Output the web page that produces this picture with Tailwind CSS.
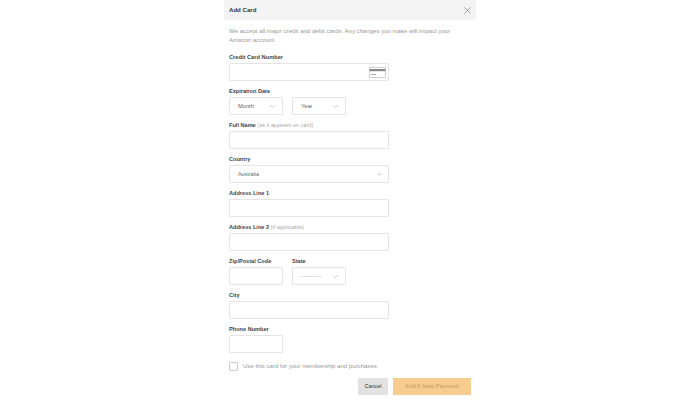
<!DOCTYPE html>
<html lang="en">
<head>
  <meta charset="UTF-8">
  <title>Add Card</title>
  <script src="https://cdn.jsdelivr.net/npm/@tailwindcss/browser@4"></script>
</head>
<body class="bg-white font-['Liberation_Sans',Arial,sans-serif] overflow-hidden">
  <div class="w-[700px] h-[400px] flex justify-center">
    <div class="w-[252px] h-[400px] bg-white">
      <div class="h-[20px] bg-[#f3f4f3] pl-[5px] pr-[5px] flex items-center justify-between">
        <h1 class="text-[6.1px] font-bold text-[#333]">Add Card</h1>
        <svg class="w-[7px] h-[7px]" viewBox="0 0 7 7" fill="none" stroke="#777" stroke-width="0.7"><path d="M0.3 0.3 L6.7 6.7 M6.7 0.3 L0.3 6.7"/></svg>
      </div>

      <div class="pl-[5px] pr-[5px]">
        <p class="mt-[7px] h-[24px] w-[230px] text-[6.05px] leading-[9px] text-[#999]">We accept all major credit and debit cards. Any changes you make will impact your Amazon account.</p>

        <div class="flex flex-col gap-[4px]">
          <div>
            <label class="block h-[12px] leading-[12px] text-[5.7px] font-bold text-[#444]">Credit Card Number</label>
            <div class="w-[160px] h-[18px] border border-[#e4e4e4] rounded-[1px] flex items-center justify-end pr-[2px]">
              <svg class="w-[17px] h-[11px]" viewBox="0 0 17 11" fill="none"><rect x="0.5" y="0.5" width="16" height="10" stroke="#bbb" stroke-width="0.7"/><rect x="0.5" y="2" width="16" height="2.2" fill="#888"/><rect x="2" y="7" width="5" height="0.8" fill="#999"/></svg>
            </div>
          </div>

          <div>
            <label class="block h-[12px] leading-[12px] text-[5.6px] font-bold text-[#444]">Expiration Date</label>
            <div class="flex gap-[9px]">
              <div class="w-[54px] h-[18px] border border-[#e4e4e4] rounded-[1px] flex items-center justify-between pl-[8px] pr-[7px] text-[5.7px] text-[#666]">
                <span>Month</span>
                <svg class="w-[5px] h-[3px]" viewBox="0 0 5 3" fill="none" stroke="#aaa" stroke-width="0.6"><path d="M0.3 0.5 L2.5 2.3 L4.7 0.5"/></svg>
              </div>
              <div class="w-[54px] h-[18px] border border-[#e4e4e4] rounded-[1px] flex items-center justify-between pl-[8px] pr-[7px] text-[5.7px] text-[#666]">
                <span>Year</span>
                <svg class="w-[5px] h-[3px]" viewBox="0 0 5 3" fill="none" stroke="#aaa" stroke-width="0.6"><path d="M0.3 0.5 L2.5 2.3 L4.7 0.5"/></svg>
              </div>
            </div>
          </div>

          <div>
            <label class="block h-[12px] leading-[12px] text-[5.6px] font-bold text-[#444]">Full Name <span class="font-normal text-[#aaa]">(as it appears on card)</span></label>
            <div class="w-[160px] h-[18px] border border-[#e4e4e4] rounded-[1px]"></div>
          </div>

          <div>
            <label class="block h-[12px] leading-[12px] text-[5.6px] font-bold text-[#444]">Country</label>
            <div class="w-[160px] h-[18px] border border-[#e4e4e4] rounded-[1px] flex items-center justify-between pl-[8px] pr-[6px] text-[5.4px] text-[#666]">
              <span>Australia</span>
              <svg class="w-[5px] h-[3px]" viewBox="0 0 5 3" fill="none" stroke="#aaa" stroke-width="0.6"><path d="M0.3 0.5 L2.5 2.3 L4.7 0.5"/></svg>
            </div>
          </div>

          <div>
            <label class="block h-[12px] leading-[12px] text-[5.6px] font-bold text-[#444]">Address Line 1</label>
            <div class="w-[160px] h-[18px] border border-[#e4e4e4] rounded-[1px]"></div>
          </div>

          <div>
            <label class="block h-[12px] leading-[12px] text-[5.6px] font-bold text-[#444]">Address Line 2 <span class="font-normal text-[#aaa]">(if applicable)</span></label>
            <div class="w-[160px] h-[18px] border border-[#e4e4e4] rounded-[1px]"></div>
          </div>

          <div class="flex gap-[9px]">
            <div>
              <label class="block h-[12px] leading-[12px] text-[5.6px] font-bold text-[#444]">Zip/Postal Code</label>
              <div class="w-[54px] h-[18px] border border-[#e4e4e4] rounded-[1px]"></div>
            </div>
            <div>
              <label class="block h-[12px] leading-[12px] text-[5.6px] font-bold text-[#444]">State</label>
              <div class="w-[54px] h-[18px] border border-[#e4e4e4] rounded-[1px] flex items-center justify-between pl-[8px] pr-[7px] text-[5.7px] text-[#aaa]">
                <span>-----------</span>
                <svg class="w-[5px] h-[3px]" viewBox="0 0 5 3" fill="none" stroke="#aaa" stroke-width="0.6"><path d="M0.3 0.5 L2.5 2.3 L4.7 0.5"/></svg>
              </div>
            </div>
          </div>

          <div>
            <label class="block h-[12px] leading-[12px] text-[5.6px] font-bold text-[#444]">City</label>
            <div class="w-[160px] h-[18px] border border-[#e4e4e4] rounded-[1px]"></div>
          </div>

          <div>
            <label class="block h-[12px] leading-[12px] text-[5.6px] font-bold text-[#444]">Phone Number</label>
            <div class="w-[54px] h-[18px] border border-[#e4e4e4] rounded-[1px]"></div>
          </div>
        </div>

        <div class="mt-[9px] flex items-center gap-[5px]">
          <div class="w-[9px] h-[9px] border border-[#ccc] rounded-[1px]"></div>
          <span class="text-[6.05px] text-[#999]">Use this card for your membership and purchases</span>
        </div>

        <div class="mt-[7px] flex justify-end gap-[5px]">
          <button class="w-[30px] h-[17px] bg-[#e2e2e2] text-[5.5px] text-[#333]">Cancel</button>
          <button class="w-[78px] h-[17px] bg-[#f8cb8e] text-[5.85px] text-[#c89a5c]">Add A New Payment</button>
        </div>
      </div>
    </div>
  </div>
</body>
</html>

● WORK TO DO:
Copy out all the data without changing anything, and drop the pictures.

● RESULT OF THE TASK:
Output the web page that produces this picture with Tailwind CSS.
<!DOCTYPE html>
<html lang="en">
<head>
  <meta charset="UTF-8">
  <title>Add Card</title>
  <script src="https://cdn.jsdelivr.net/npm/@tailwindcss/browser@4"></script>
</head>
<body class="bg-white font-['Liberation_Sans',Arial,sans-serif] overflow-hidden">
  <div class="w-[700px] h-[400px] flex justify-center">
    <div class="w-[252px] h-[400px] bg-white">
      <div class="h-[20px] bg-[#f3f4f3] pl-[5px] pr-[5px] flex items-center justify-between">
        <h1 class="text-[6.1px] font-bold text-[#333]">Add Card</h1>
        <svg class="w-[7px] h-[7px]" viewBox="0 0 7 7" fill="none" stroke="#777" stroke-width="0.7"><path d="M0.3 0.3 L6.7 6.7 M6.7 0.3 L0.3 6.7"/></svg>
      </div>

      <div class="pl-[5px] pr-[5px]">
        <p class="mt-[7px] h-[24px] w-[230px] text-[6.05px] leading-[9px] text-[#999]">We accept all major credit and debit cards. Any changes you make will impact your Amazon account.</p>

        <div class="flex flex-col gap-[4px]">
          <div>
            <label class="block h-[12px] leading-[12px] text-[5.7px] font-bold text-[#444]">Credit Card Number</label>
            <div class="w-[160px] h-[18px] border border-[#e4e4e4] rounded-[1px] flex items-center justify-end pr-[2px]">
              <svg class="w-[17px] h-[11px]" viewBox="0 0 17 11" fill="none"><rect x="0.5" y="0.5" width="16" height="10" stroke="#bbb" stroke-width="0.7"/><rect x="0.5" y="2" width="16" height="2.2" fill="#888"/><rect x="2" y="7" width="5" height="0.8" fill="#999"/></svg>
            </div>
          </div>

          <div>
            <label class="block h-[12px] leading-[12px] text-[5.6px] font-bold text-[#444]">Expiration Date</label>
            <div class="flex gap-[9px]">
              <div class="w-[54px] h-[18px] border border-[#e4e4e4] rounded-[1px] flex items-center justify-between pl-[8px] pr-[7px] text-[5.7px] text-[#666]">
                <span>Month</span>
                <svg class="w-[5px] h-[3px]" viewBox="0 0 5 3" fill="none" stroke="#aaa" stroke-width="0.6"><path d="M0.3 0.5 L2.5 2.3 L4.7 0.5"/></svg>
              </div>
              <div class="w-[54px] h-[18px] border border-[#e4e4e4] rounded-[1px] flex items-center justify-between pl-[8px] pr-[7px] text-[5.7px] text-[#666]">
                <span>Year</span>
                <svg class="w-[5px] h-[3px]" viewBox="0 0 5 3" fill="none" stroke="#aaa" stroke-width="0.6"><path d="M0.3 0.5 L2.5 2.3 L4.7 0.5"/></svg>
              </div>
            </div>
          </div>

          <div>
            <label class="block h-[12px] leading-[12px] text-[5.6px] font-bold text-[#444]">Full Name <span class="font-normal text-[#aaa]">(as it appears on card)</span></label>
            <div class="w-[160px] h-[18px] border border-[#e4e4e4] rounded-[1px]"></div>
          </div>

          <div>
            <label class="block h-[12px] leading-[12px] text-[5.6px] font-bold text-[#444]">Country</label>
            <div class="w-[160px] h-[18px] border border-[#e4e4e4] rounded-[1px] flex items-center justify-between pl-[8px] pr-[6px] text-[5.4px] text-[#666]">
              <span>Australia</span>
              <svg class="w-[5px] h-[3px]" viewBox="0 0 5 3" fill="none" stroke="#aaa" stroke-width="0.6"><path d="M0.3 0.5 L2.5 2.3 L4.7 0.5"/></svg>
            </div>
          </div>

          <div>
            <label class="block h-[12px] leading-[12px] text-[5.6px] font-bold text-[#444]">Address Line 1</label>
            <div class="w-[160px] h-[18px] border border-[#e4e4e4] rounded-[1px]"></div>
          </div>

          <div>
            <label class="block h-[12px] leading-[12px] text-[5.6px] font-bold text-[#444]">Address Line 2 <span class="font-normal text-[#aaa]">(if applicable)</span></label>
            <div class="w-[160px] h-[18px] border border-[#e4e4e4] rounded-[1px]"></div>
          </div>

          <div class="flex gap-[9px]">
            <div>
              <label class="block h-[12px] leading-[12px] text-[5.6px] font-bold text-[#444]">Zip/Postal Code</label>
              <div class="w-[54px] h-[18px] border border-[#e4e4e4] rounded-[1px]"></div>
            </div>
            <div>
              <label class="block h-[12px] leading-[12px] text-[5.6px] font-bold text-[#444]">State</label>
              <div class="w-[54px] h-[18px] border border-[#e4e4e4] rounded-[1px] flex items-center justify-between pl-[8px] pr-[7px] text-[5.7px] text-[#aaa]">
                <span>-----------</span>
                <svg class="w-[5px] h-[3px]" viewBox="0 0 5 3" fill="none" stroke="#aaa" stroke-width="0.6"><path d="M0.3 0.5 L2.5 2.3 L4.7 0.5"/></svg>
              </div>
            </div>
          </div>

          <div>
            <label class="block h-[12px] leading-[12px] text-[5.6px] font-bold text-[#444]">City</label>
            <div class="w-[160px] h-[18px] border border-[#e4e4e4] rounded-[1px]"></div>
          </div>

          <div>
            <label class="block h-[12px] leading-[12px] text-[5.6px] font-bold text-[#444]">Phone Number</label>
            <div class="w-[54px] h-[18px] border border-[#e4e4e4] rounded-[1px]"></div>
          </div>
        </div>

        <div class="mt-[9px] flex items-center gap-[5px]">
          <div class="w-[9px] h-[9px] border border-[#ccc] rounded-[1px]"></div>
          <span class="text-[6.05px] text-[#999]">Use this card for your membership and purchases</span>
        </div>

        <div class="mt-[7px] flex justify-end gap-[5px]">
          <button class="w-[30px] h-[17px] bg-[#e2e2e2] text-[5.5px] text-[#333]">Cancel</button>
          <button class="w-[78px] h-[17px] bg-[#f8cb8e] text-[5.85px] text-[#c89a5c]">Add A New Payment</button>
        </div>
      </div>
    </div>
  </div>
</body>
</html>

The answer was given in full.